### Task to complete
Restate, exactly and without pictures, the lines from the start of the listing below through the line holding "type Part = string".

### Input records
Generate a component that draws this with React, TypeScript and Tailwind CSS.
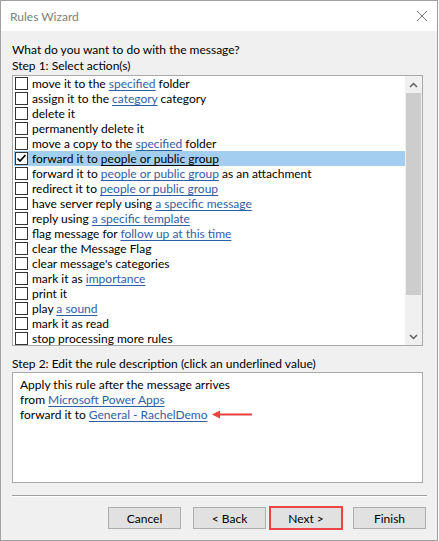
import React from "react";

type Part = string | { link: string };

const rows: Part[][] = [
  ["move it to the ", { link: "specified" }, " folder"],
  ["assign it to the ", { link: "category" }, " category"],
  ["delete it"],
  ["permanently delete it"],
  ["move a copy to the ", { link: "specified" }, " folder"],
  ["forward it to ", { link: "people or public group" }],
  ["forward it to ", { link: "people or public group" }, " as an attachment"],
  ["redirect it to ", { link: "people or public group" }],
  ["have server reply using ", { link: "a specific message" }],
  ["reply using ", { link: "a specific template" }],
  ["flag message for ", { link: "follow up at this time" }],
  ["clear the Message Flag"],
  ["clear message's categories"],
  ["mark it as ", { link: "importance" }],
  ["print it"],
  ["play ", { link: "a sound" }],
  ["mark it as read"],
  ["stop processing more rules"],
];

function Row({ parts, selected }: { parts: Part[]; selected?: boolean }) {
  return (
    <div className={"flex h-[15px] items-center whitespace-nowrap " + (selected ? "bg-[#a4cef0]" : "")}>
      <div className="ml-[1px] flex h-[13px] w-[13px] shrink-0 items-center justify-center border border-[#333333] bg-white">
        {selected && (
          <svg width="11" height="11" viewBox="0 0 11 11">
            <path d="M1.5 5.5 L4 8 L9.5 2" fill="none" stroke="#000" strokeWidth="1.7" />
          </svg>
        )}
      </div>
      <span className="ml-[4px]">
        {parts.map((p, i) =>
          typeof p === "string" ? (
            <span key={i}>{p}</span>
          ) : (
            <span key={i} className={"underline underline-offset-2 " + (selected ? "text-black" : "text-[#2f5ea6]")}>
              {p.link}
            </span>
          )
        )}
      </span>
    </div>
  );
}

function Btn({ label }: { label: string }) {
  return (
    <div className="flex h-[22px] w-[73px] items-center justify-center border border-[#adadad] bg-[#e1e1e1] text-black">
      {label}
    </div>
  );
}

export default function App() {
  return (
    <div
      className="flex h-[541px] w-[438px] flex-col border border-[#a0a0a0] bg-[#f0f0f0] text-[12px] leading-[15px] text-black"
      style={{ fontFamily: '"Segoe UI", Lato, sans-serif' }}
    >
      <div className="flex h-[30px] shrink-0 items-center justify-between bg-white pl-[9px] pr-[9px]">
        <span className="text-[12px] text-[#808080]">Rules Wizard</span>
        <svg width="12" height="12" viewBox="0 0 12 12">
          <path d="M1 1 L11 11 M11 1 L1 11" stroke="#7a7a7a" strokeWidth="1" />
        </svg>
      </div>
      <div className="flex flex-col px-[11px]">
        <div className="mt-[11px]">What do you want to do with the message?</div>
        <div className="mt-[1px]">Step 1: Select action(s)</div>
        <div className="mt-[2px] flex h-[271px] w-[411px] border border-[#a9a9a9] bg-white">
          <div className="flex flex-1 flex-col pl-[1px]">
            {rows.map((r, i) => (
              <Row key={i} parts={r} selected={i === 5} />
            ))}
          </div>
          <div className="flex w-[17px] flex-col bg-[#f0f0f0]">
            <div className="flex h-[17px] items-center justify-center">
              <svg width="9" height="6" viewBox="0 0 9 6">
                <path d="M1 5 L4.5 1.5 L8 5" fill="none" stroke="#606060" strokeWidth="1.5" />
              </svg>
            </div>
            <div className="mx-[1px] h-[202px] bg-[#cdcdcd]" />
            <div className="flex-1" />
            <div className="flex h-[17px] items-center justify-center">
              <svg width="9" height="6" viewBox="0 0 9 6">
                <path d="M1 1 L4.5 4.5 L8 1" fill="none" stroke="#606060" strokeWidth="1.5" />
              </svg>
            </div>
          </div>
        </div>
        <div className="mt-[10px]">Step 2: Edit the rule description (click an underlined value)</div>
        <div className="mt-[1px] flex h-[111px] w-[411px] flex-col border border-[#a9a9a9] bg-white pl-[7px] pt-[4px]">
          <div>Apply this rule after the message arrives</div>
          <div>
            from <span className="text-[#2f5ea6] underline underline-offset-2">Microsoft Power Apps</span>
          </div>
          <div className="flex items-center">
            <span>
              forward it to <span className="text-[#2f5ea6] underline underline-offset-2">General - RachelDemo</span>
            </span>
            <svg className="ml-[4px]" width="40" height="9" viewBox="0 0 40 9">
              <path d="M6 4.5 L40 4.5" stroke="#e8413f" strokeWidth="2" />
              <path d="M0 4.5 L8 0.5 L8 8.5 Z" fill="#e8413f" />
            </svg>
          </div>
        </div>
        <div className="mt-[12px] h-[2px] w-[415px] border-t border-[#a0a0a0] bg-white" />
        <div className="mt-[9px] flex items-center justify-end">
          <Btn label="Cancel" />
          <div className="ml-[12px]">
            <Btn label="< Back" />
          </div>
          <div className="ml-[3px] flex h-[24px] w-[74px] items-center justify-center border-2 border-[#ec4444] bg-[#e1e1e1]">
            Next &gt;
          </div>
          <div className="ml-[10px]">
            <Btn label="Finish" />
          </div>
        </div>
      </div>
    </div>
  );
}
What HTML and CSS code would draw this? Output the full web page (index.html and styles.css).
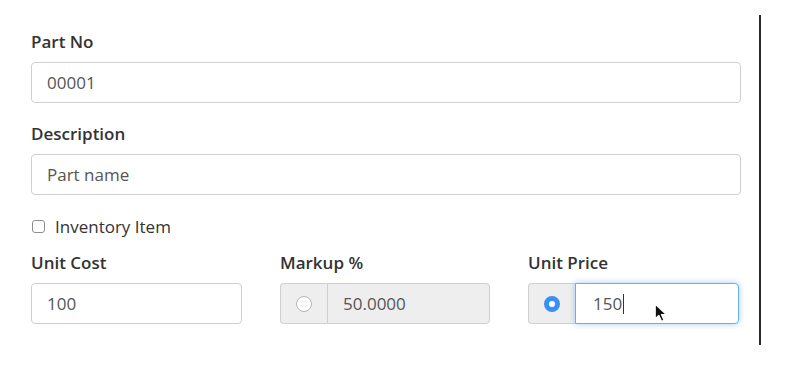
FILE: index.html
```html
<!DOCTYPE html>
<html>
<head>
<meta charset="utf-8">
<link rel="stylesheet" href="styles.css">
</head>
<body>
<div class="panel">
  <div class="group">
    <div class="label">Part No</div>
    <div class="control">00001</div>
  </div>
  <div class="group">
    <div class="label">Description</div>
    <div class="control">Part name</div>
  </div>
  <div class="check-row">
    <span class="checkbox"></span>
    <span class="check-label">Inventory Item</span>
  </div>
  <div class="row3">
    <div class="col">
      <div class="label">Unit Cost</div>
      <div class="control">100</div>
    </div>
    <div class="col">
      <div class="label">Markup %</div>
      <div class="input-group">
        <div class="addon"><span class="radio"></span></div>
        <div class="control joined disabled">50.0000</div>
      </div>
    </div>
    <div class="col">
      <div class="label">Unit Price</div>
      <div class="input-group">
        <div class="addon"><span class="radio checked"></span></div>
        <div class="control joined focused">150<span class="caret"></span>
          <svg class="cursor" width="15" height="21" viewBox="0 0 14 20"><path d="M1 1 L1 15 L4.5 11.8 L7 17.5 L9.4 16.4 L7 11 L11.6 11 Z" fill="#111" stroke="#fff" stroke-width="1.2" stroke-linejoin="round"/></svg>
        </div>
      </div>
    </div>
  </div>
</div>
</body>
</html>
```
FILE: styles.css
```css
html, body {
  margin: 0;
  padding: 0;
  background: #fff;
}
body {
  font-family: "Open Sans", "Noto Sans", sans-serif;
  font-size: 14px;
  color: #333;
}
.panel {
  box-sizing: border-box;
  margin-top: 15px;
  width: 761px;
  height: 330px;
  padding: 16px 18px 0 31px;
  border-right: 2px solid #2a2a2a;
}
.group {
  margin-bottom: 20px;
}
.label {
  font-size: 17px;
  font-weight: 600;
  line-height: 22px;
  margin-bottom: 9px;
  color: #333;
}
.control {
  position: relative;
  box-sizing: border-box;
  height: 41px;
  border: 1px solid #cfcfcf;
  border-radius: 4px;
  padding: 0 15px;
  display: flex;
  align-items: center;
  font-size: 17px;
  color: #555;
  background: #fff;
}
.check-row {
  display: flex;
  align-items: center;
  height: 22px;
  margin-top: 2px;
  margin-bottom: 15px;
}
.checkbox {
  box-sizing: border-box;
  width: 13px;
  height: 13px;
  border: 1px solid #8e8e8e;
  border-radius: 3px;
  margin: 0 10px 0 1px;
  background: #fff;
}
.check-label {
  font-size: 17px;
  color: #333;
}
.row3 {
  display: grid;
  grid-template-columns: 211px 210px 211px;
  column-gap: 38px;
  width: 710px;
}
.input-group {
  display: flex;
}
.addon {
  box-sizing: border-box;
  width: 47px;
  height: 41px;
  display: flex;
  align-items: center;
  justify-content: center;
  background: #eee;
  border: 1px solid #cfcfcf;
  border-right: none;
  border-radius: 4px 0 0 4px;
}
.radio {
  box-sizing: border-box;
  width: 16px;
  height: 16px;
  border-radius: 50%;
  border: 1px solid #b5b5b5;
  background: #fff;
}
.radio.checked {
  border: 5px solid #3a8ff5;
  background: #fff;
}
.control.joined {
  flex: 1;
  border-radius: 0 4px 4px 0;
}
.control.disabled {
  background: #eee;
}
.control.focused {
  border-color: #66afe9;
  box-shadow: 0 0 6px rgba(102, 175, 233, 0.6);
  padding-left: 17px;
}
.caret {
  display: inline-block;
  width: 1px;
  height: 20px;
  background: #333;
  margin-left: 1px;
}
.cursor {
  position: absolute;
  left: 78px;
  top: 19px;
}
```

### Task answer
Generate a component that draws this with React, TypeScript and Tailwind CSS.
import React from "react";

type Part = string | { link: string };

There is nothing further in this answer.